Work to do ▸ Which lines fall between the line holding "Write a web" and the line holding "0.07, 0.03, 0];", inclusive? Retype them exactly, without the pictures, and add nothing else.

Data supplied ▸
+++

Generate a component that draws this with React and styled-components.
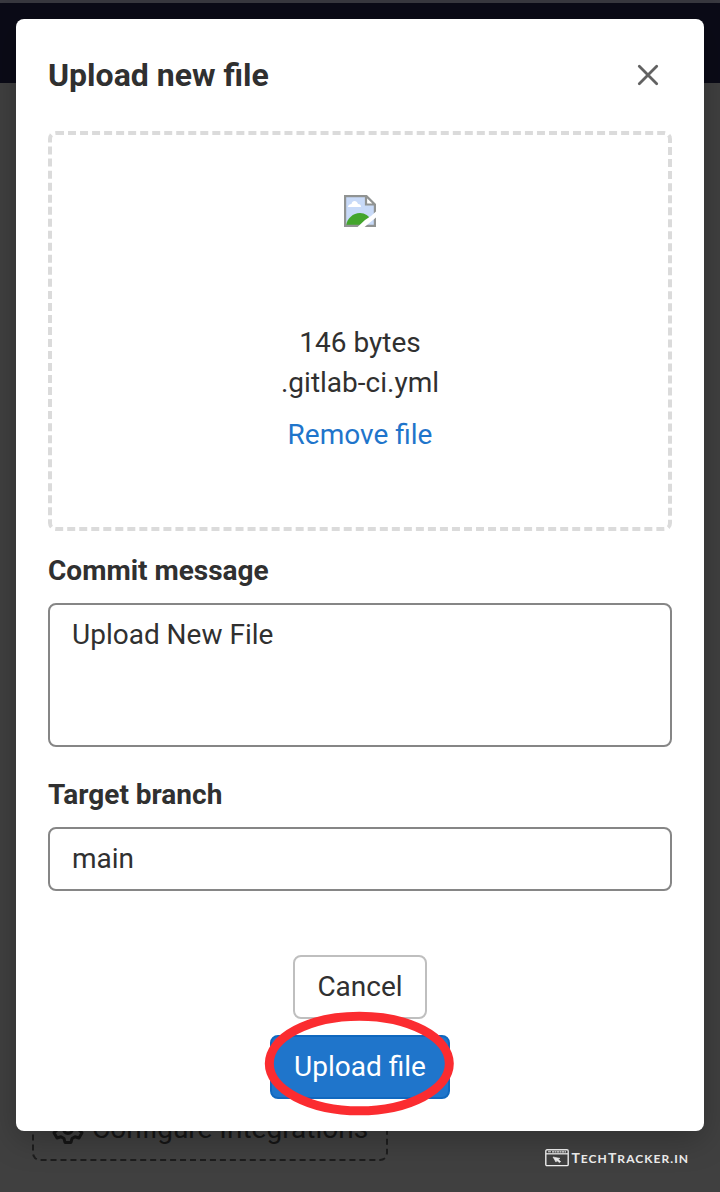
import React from "react";
import styled, { createGlobalStyle } from "styled-components";

const GlobalStyle = createGlobalStyle`
  *, *::before, *::after { box-sizing: border-box; }
  html, body { margin: 0; padding: 0; }
  body {
    background: #3f3f3f;
    font-family: Roboto, "Liberation Sans", sans-serif;
    font-size: 28px;
    line-height: 40px;
    color: #303030;
  }
`;

const Screen = styled.div`
  position: relative;
  height: 1192px;
  overflow: hidden;
`;

const Page = styled.div`
  display: flex;
  flex-direction: column;
  height: 100%;
  background: #404040;
`;

const StatusStrip = styled.div`
  height: 3px;
  background: #38383f;
`;

const NavBar = styled.div`
  height: 80px;
  background: #0b0b17;
`;

const PageFooter = styled.div`
  display: flex;
  justify-content: space-between;
  align-items: flex-end;
  margin-top: auto;
  padding: 0 32px 23px 32px;
`;

const IntegrationsButton = styled.div`
  display: flex;
  align-items: center;
  gap: 8px;
  width: 356px;
  height: 68px;
  padding: 4px 0 0 18px;
  margin-bottom: 8px;
  border: 2px dashed #1d1d1d;
  border-radius: 8px;
  color: #161616;
  white-space: nowrap;
`;

const Watermark = styled.div`
  display: flex;
  align-items: center;
  gap: 2px;
  color: #f0f0f0;
`;

const Brand = styled.span`
  font-family: Lato, "Open Sans", sans-serif;
  font-size: 12px;
  font-weight: 700;
  line-height: 20px;
  letter-spacing: 1.05px;
  margin-right: -1.05px;
  padding-top: 2px;
  text-transform: uppercase;
  white-space: nowrap;
`;

const Initial = styled.span`
  font-size: 14px;
`;

const Dialog = styled.section`
  position: absolute;
  top: 19px;
  left: 16px;
  right: 16px;
  display: flex;
  flex-direction: column;
  height: 1112px;
  padding: 32px;
  border-radius: 8px;
  background: #fff;
  box-shadow: 0 8px 32px rgba(0, 0, 0, 0.25);
`;

const DialogHeader = styled.header`
  display: flex;
  justify-content: space-between;
  align-items: center;
  height: 48px;
  margin-bottom: 32px;
  padding-right: 12px;
`;

const Title = styled.h2`
  margin: 0;
  font-size: 32px;
  line-height: 40px;
  font-weight: 700;
`;

const CloseButton = styled.button`
  display: flex;
  padding: 0;
  border: 0;
  background: none;
  color: #626262;
`;

const DropZone = styled.div`
  display: flex;
  flex-direction: column;
  align-items: center;
  height: 400px;
  padding-top: 60px;
  border: 4px dashed #dbdbdb;
  border-radius: 8px;
`;

const Preview = styled.div`
  display: flex;
  height: 128px;
`;

const FileLine = styled.div`
  height: 40px;
`;

const RemoveLink = styled.a`
  margin-top: 12px;
  color: #1f75cb;
`;

const Label = styled.label`
  margin: ${(p) => p.$top}px 0 12px;
  font-weight: 700;
`;

const Field = styled.div`
  height: ${(p) => p.$height}px;
  padding: 10px 22px;
  border: 2px solid #868686;
  border-radius: 8px;
`;

const Actions = styled.footer`
  display: flex;
  flex-direction: column;
  align-items: center;
  gap: 16px;
  margin-top: 64px;
`;

const Button = styled.button`
  width: ${(p) => (p.$primary ? 180 : 134)}px;
  height: 64px;
  padding: 0;
  border: 2px solid ${(p) => (p.$primary ? "#1068bf" : "#bfbfbf")};
  border-radius: 8px;
  background: ${(p) => (p.$primary ? "#1f75cb" : "#fff")};
  color: ${(p) => (p.$primary ? "#fff" : "#303030")};
  font: inherit;
`;

const Highlight = styled.svg`
  position: absolute;
  left: 248px;
  top: 992px;
`;

const CloseIcon = () => (
  <svg width="24" height="24" viewBox="0 0 24 24" fill="none" stroke="currentColor" strokeWidth="2.8" strokeLinecap="round">
    <path d="M3.3 3.3 20.7 20.7M20.7 3.3 3.3 20.7" />
  </svg>
);

const BrokenImage = () => (
  <svg width="32" height="32" viewBox="0 0 32 32">
    <path d="M1 1H22L31 10V31H1Z" fill="#c8daf8" />
    <path d="M4 12c0-2 2-3 3.5-3C8 5 13 5 14 9c2 0 3 1 3 3Z" fill="#fff" />
    <path d="M2 30.5c1-7 7-12.5 14-12.5 5 0 9 3 11 7l-7 5.5Z" fill="#43a52c" />
    <path d="M22 0H32V9H22Z" fill="#fff" />
    <path d="M1.1 1.1H22.5L30.9 9.5V30.9H1.1Z M22 1V9.5H31" fill="none" stroke="#909392" strokeWidth="2.2" />
    <path d="M13 32.5 21 25 27 21 32.5 16V22L20 32.5Z" fill="#fff" />
  </svg>
);

const GearIcon = () => (
  <svg width="32" height="32" viewBox="0 0 32 32" fill="none" stroke="currentColor" strokeWidth="3" strokeLinejoin="round">
    <path d="M13 2.5h6l1 4 3 1.7 4-1.2 3 5.2-3 2.8v2l3 2.8-3 5.2-4-1.2-3 1.7-1 4h-6l-1-4-3-1.7L5 25 2 19.8 5 17v-2l-3-2.8L5 7l4 1.2 3-1.7Z" />
    <circle cx="16" cy="16" r="4.5" />
  </svg>
);

const BrowserLogo = () => (
  <svg width="24" height="18" viewBox="0 0 24 18" fill="none" stroke="currentColor">
    <rect x="0.8" y="0.8" width="22.4" height="15.8" rx="1.2" strokeWidth="1.4" />
    <path d="M1 4.8H23" strokeWidth="1.3" />
    <path d="M3 2.8H6" strokeWidth="1" />
    <path d="M7 2.8H21" strokeWidth="1.3" strokeDasharray="2 .5" />
    <path d="m8 8 7 1.4-1.8 1.2 2.5 2-1.2 1-2.7-2-.8 1.5Z" fill="currentColor" strokeWidth=".6" />
  </svg>
);

export default function App() {
  return (
    <Screen>
      <GlobalStyle />
      <Page>
        <StatusStrip />
        <NavBar />
        <PageFooter>
          <IntegrationsButton>
            <GearIcon />
            <span>Configure Integrations</span>
          </IntegrationsButton>
          <Watermark>
            <BrowserLogo />
            <Brand>
              <Initial>T</Initial>ech<Initial>T</Initial>racker.in
            </Brand>
          </Watermark>
        </PageFooter>
      </Page>
      <Dialog role="dialog">
        <DialogHeader>
          <Title>Upload new file</Title>
          <CloseButton aria-label="Close">
            <CloseIcon />
          </CloseButton>
        </DialogHeader>
        <DropZone>
          <Preview>
            <BrokenImage />
          </Preview>
          <FileLine>146 bytes</FileLine>
          <FileLine>.gitlab-ci.yml</FileLine>
          <RemoveLink>Remove file</RemoveLink>
        </DropZone>
        <Label $top={20}>Commit message</Label>
        <Field $height={144}>Upload New File</Field>
        <Label $top={28}>Target branch</Label>
        <Field $height={64}>main</Field>
        <Actions>
          <Button>Cancel</Button>
          <Button $primary>Upload file</Button>
        </Actions>
      </Dialog>
      <Highlight width="224" height="144" viewBox="248 992 224 144" fill="none">
        <ellipse cx="359.3" cy="1063.5" rx="90" ry="47.3" stroke="#fb2c30" strokeWidth="9" />
      </Highlight>
    </Screen>
  );
}
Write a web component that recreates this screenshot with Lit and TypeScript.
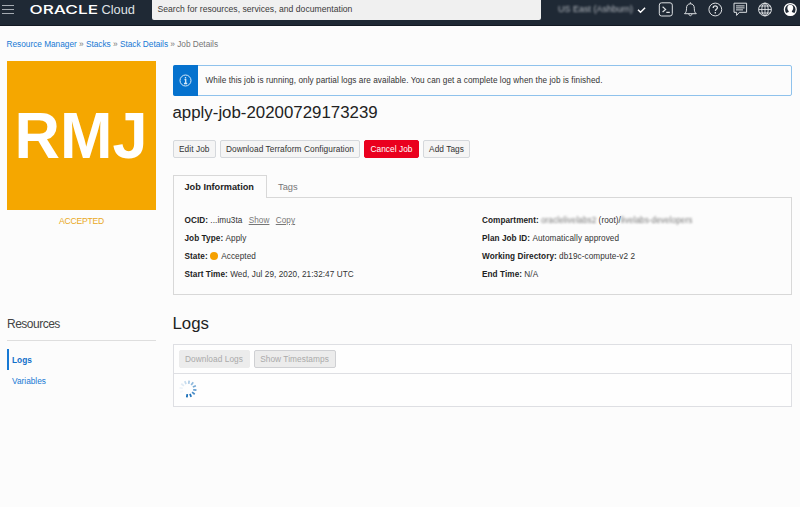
import { LitElement, html, css, svg } from "lit";
import { customElement, property } from "lit/decorators.js";

const RAYS = [1, 0.9, 0.75, 0.65, 0.55, 0.45, 0.35, 0.22, 0.12, 0.07, 0.03, 0];

@customElement("oc-header")
class OcHeader extends LitElement {
  static styles = css`
    :host { display: flex; height: 26px; box-sizing: border-box; background: #1f2935; border-bottom: 1px solid #121923; color: #fff; }
    svg { display: block; flex: none; }
    .menu { margin: 3px 0 0 2px; }
    .logo { margin-left: 14px; }
    .search { width: 389px; height: 19.5px; box-sizing: border-box; margin-left: 14px; padding-left: 5.5px; background: #f0f0f0; border-radius: 0 0 2px 2px; color: #3a3a3a; font-size: 8.6px; line-height: 19px; letter-spacing: .02px; white-space: nowrap; flex: none; }
    .region { margin-left: 17px; width: 78px; font-size: 9px; line-height: 19px; color: #b4b9bf; filter: blur(1.3px); white-space: nowrap; }
    .icons { display: block; margin-left: 1px; }
  `;
  render() {
    return html`
      <svg class="menu" width="12" height="12" viewBox="0 0 12 12" stroke="#a5abb2" stroke-width="1"><path d="M0 2.5H12M0 6.5H12M0 10.5H12" /></svg>
      <svg class="logo" width="110" height="20" viewBox="0 0 110 20" fill="#fff">
        <text x="1.5" y="13.9" font-family="Inter, sans-serif" font-weight="500" font-size="12" textLength="68.500" lengthAdjust="spacingAndGlyphs">ORACLE</text>
        <text x="73.500" y="14" font-family="Liberation Sans, sans-serif" font-size="13" fill="#dfe2e5" textLength="33.500" lengthAdjust="spacingAndGlyphs">Cloud</text>
      </svg>
      <div class="search">Search for resources, services, and documentation</div>
      <div class="region">US East (Ashburn)</div>
      <svg class="icons" width="163" height="20" viewBox="637 0 163 20" fill="none" stroke="#dde0e3" stroke-width="1">
        <path d="M638 9.7l2.5 2.6 4.600-4.600" stroke="#fff" stroke-width="1.4" />
        <rect x="659.3" y="2.800" width="13" height="13.200" rx="2.300" />
        <path d="M662.600 6.800l3 2.600-3 2.600M666.300 12.300h3.500" stroke-width="1.200" />
        <path d="M684.500 13.700c1.600-1.300 2-2.600 2-5.400 0-2.800 1.400-4.500 3.900-4.500s3.900 1.700 3.900 4.500c0 2.800 .4 4.100 2 5.400zM688.900 13.900c.1 2.400 2.900 2.400 3 0M690.400 2.300v1.500" />
        <circle cx="715.300" cy="9.500" r="6.400" />
        <path d="M713.200 8c0-2.800 4.300-2.600 4.200-.2 0 1.500-2 1.600-2 3.100M715.300 12v1.400" stroke-width="1.300" />
        <path d="M734 3.200h12.600v9.100h-7.200l-2.800 3.100v-3.100H734zM736 5.900h8.600M736 7.900h8.600M736 9.900h7" />
        <circle cx="765" cy="9.500" r="6.400" />
        <ellipse cx="765" cy="9.500" rx="3.200" ry="6.400" />
        <path d="M765 3v13M758.600 9.500h12.800M759.700 6h10.600M759.700 13h10.600" stroke-width=".9" />
        <circle cx="790.300" cy="9.500" r="5.900" stroke="#fff" stroke-width="1.300" />
        <path d="M787.400 7.800a2.900 3.100 0 0 1 5.800 0c0 1.800-.6 2.700-1.300 3.300v.8l3 1.300c-2.200 3-7 3-9.200 0l3-1.300v-.8c-.8-.6-1.300-1.500-1.300-3.300z" fill="#fff" stroke="none" />
      </svg>`;
  }
}

@customElement("oc-sidebar")
class OcSidebar extends LitElement {
  static styles = css`
    :host { display: block; width: 149px; flex: none; }
    .tile { height: 149px; background: #f5a700; }
    .tile svg { display: block; }
    .status { margin-top: 6px; text-align: center; color: #e9a91c; font-size: 8.600px; line-height: 10px; letter-spacing: -.2px; }
    .heading { margin-top: 89px; padding-bottom: 6px; height: 19px; border-bottom: 1px solid #dedede; color: #444; font-size: 12px; letter-spacing: -.5px; line-height: 19px; }
    .nav { margin-top: 8px; display: flex; flex-direction: column; color: #1779d4; font-size: 8.300px; }
    .item { height: 21px; line-height: 22px; padding-left: 5px; }
    .active { border-left: 2px solid #1779d4; padding-left: 3px; font-weight: bold; color: #0f6fc9; }
  `;
  render() {
    return html`
      <div class="tile">
        <svg width="149" height="149" viewBox="0 0 149 149"><text x="7.500" y="96.500" fill="#fff" font-family="Liberation Sans, sans-serif" font-weight="bold" font-size="65" textLength="133" lengthAdjust="spacingAndGlyphs">RMJ</text></svg>
      </div>
      <div class="status">ACCEPTED</div>
      <div class="heading">Resources</div>
      <div class="nav"><div class="item active">Logs</div><div class="item">Variables</div></div>`;
  }
}

@customElement("oc-field")
class OcField extends LitElement {
  @property() label = "";
  static styles = css`
    :host { display: flex; align-items: center; height: 18px; white-space: nowrap; color: #333; gap: 2.300px; font-size: 8.200px; letter-spacing: .07px; }
    b { color: #222; }
  `;
  render() {
    return html`<b>${this.label}:</b><slot></slot>`;
  }
}

@customElement("app-root")
class AppRoot extends LitElement {
  static styles = css`
    :host { display: block; height: 507px; overflow: hidden; background: #fcfcfc; color: #333; font-family: "Liberation Sans", Arial, sans-serif; font-size: 8.200px; }
    svg { display: block; flex: none; }
    .crumbs { height: 35px; line-height: 36px; padding-left: 6.500px; color: #777; font-size: 8.300px; letter-spacing: -.02px; white-space: nowrap; }
    .link { color: #1779d4; }
    .body { display: flex; gap: 16.500px; padding: 0 8px 0 7px; }
    .main { flex: 1; min-width: 0; }
    .notice { display: flex; align-items: center; margin-top: 4px; height: 31px; box-sizing: border-box; border: 1px solid #8fc2ec; border-radius: 2px; }
    .mark { align-self: stretch; width: 25px; margin: -1px 8px -1px -1px; background: #0572ce; display: flex; align-items: center; justify-content: center; border-radius: 2px 0 0 2px; }
    .msg { letter-spacing: .07px; white-space: nowrap; }
    .title { margin-top: 5px; height: 24px; line-height: 24px; font-size: 16.850px; color: #222; }
    .row { display: flex; gap: 4px; }
    .actions { margin-top: 15px; }
    .btn { box-sizing: border-box; height: 18px; line-height: 16px; border: 1px solid #d5d8dc; border-radius: 2px; background: #f5f5f5; text-align: center; color: #333; white-space: nowrap; font-size: 8.300px; letter-spacing: .06px; }
    .w1 { width: 43.500px; } .w2 { width: 140px; } .w3 { width: 55px; } .w4 { width: 47px; } .w5 { width: 71px; } .w6 { width: 82px; }
    .danger { background: #ea001e; border-color: #ea001e; color: #fff; }
    .off { background: #ececec; color: #aaa; border-color: #ececec; }
    .edge { border-color: #cfd0d3; }
    .tabs { display: flex; margin-top: 17px; height: 23px; }
    .tab { box-sizing: border-box; width: 94px; border: 1px solid #d8d8d8; border-bottom: none; line-height: 23px; padding-left: 11px; font-size: 9.200px; font-weight: bold; color: #222; background: #fcfcfc; white-space: nowrap; }
    .other { flex: 1; border-bottom: 1px solid #d8d8d8; line-height: 24px; padding-left: 11.500px; font-size: 9.300px; color: #777; box-sizing: border-box; }
    .panel { display: grid; grid-template-columns: 297.500px 1fr; height: 97px; box-sizing: border-box; border: 1px solid #d8d8d8; border-top: none; padding: 13px 11px; }
    .muted { color: #777; text-decoration: underline; text-underline-offset: 1px; margin-left: 4px; }
    .blur { filter: blur(1px); color: #777; }
    .dot { width: 8px; height: 8px; border-radius: 50%; background: #f5a000; margin-right: 1px; }
    .low { padding-top: 1px; }
    .box { border: 1px solid #dedfe3; background: #fefefe; height: 61px; }
    .bar { height: 23px; padding: 5px 5px 0; border-bottom: 1px solid #dedfe3; }
    .spin { margin: 6px 0 0 5.500px; }
    .logs { margin-top: 17px; height: 24px; line-height: 24px; margin-bottom: 8px; font-size: 16.850px; color: #222; }
  `;
  render() {
    return html`
      <oc-header></oc-header>
      <div class="crumbs"><span class="link">Resource Manager</span> » <span class="link">Stacks</span> » <span class="link">Stack Details</span> » Job Details</div>
      <div class="body">
        <oc-sidebar></oc-sidebar>
        <div class="main">
          <div class="notice">
            <div class="mark"><svg width="13" height="13" viewBox="0 0 13 13" fill="none" stroke="#d8eaf9"><circle cx="6.500" cy="6.500" r="5.500" /><path d="M5.500 5.700h1.200v3.800M5 9.500h3.200M6.500 3v1.400" stroke-width="1.300" /></svg></div>
            <span class="msg">While this job is running, only partial logs are available. You can get a complete log when the job is finished.</span>
          </div>
          <div class="title"><span>apply-job-20200729173239</span></div>
          <div class="row actions">
            <div class="btn w1">Edit Job</div><div class="btn w2">Download Terraform Configuration</div><div class="btn w3 danger">Cancel Job</div><div class="btn w4">Add Tags</div>
          </div>
          <div class="tabs"><div class="tab">Job Information</div><div class="other">Tags</div></div>
          <div class="panel">
            <div>
              <oc-field label="OCID"><span class="low">...imu3ta</span><span class="low muted">Show</span><span class="low muted">Copy</span></oc-field>
              <oc-field label="Job Type">Apply</oc-field>
              <oc-field label="State"><span class="dot"></span>Accepted</oc-field>
              <oc-field label="Start Time">Wed, Jul 29, 2020, 21:32:47 UTC</oc-field>
            </div>
            <div>
              <oc-field label="Compartment"><span class="blur">oraclelivelabs2</span><span>(root)/<span class="blur">livelabs-developers</span></span></oc-field>
              <oc-field label="Plan Job ID">Automatically approved</oc-field>
              <oc-field label="Working Directory">db19c-compute-v2 2</oc-field>
              <oc-field label="End Time">N/A</oc-field>
            </div>
          </div>
          <div class="logs">Logs</div>
          <div class="box">
            <div class="row bar"><div class="btn off w5">Download Logs</div><div class="btn off edge w6">Show Timestamps</div></div>
            <svg class="spin" width="18" height="18" viewBox="-9 -9 18 18" stroke="#0b66b5" stroke-width="1.700">
              ${RAYS.map((o, i) => svg`<path d="M0 5.200V8.500" transform="rotate(${8 - i * 30})" opacity=${o} />`)}
            </svg>
          </div>
        </div>
      </div>`;
  }
}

+++

Response to this task ▸
Write a web component that recreates this screenshot with Lit and TypeScript.
import { LitElement, html, css, svg } from "lit";
import { customElement, property } from "lit/decorators.js";

const RAYS = [1, 0.9, 0.75, 0.65, 0.55, 0.45, 0.35, 0.22, 0.12, 0.07, 0.03, 0];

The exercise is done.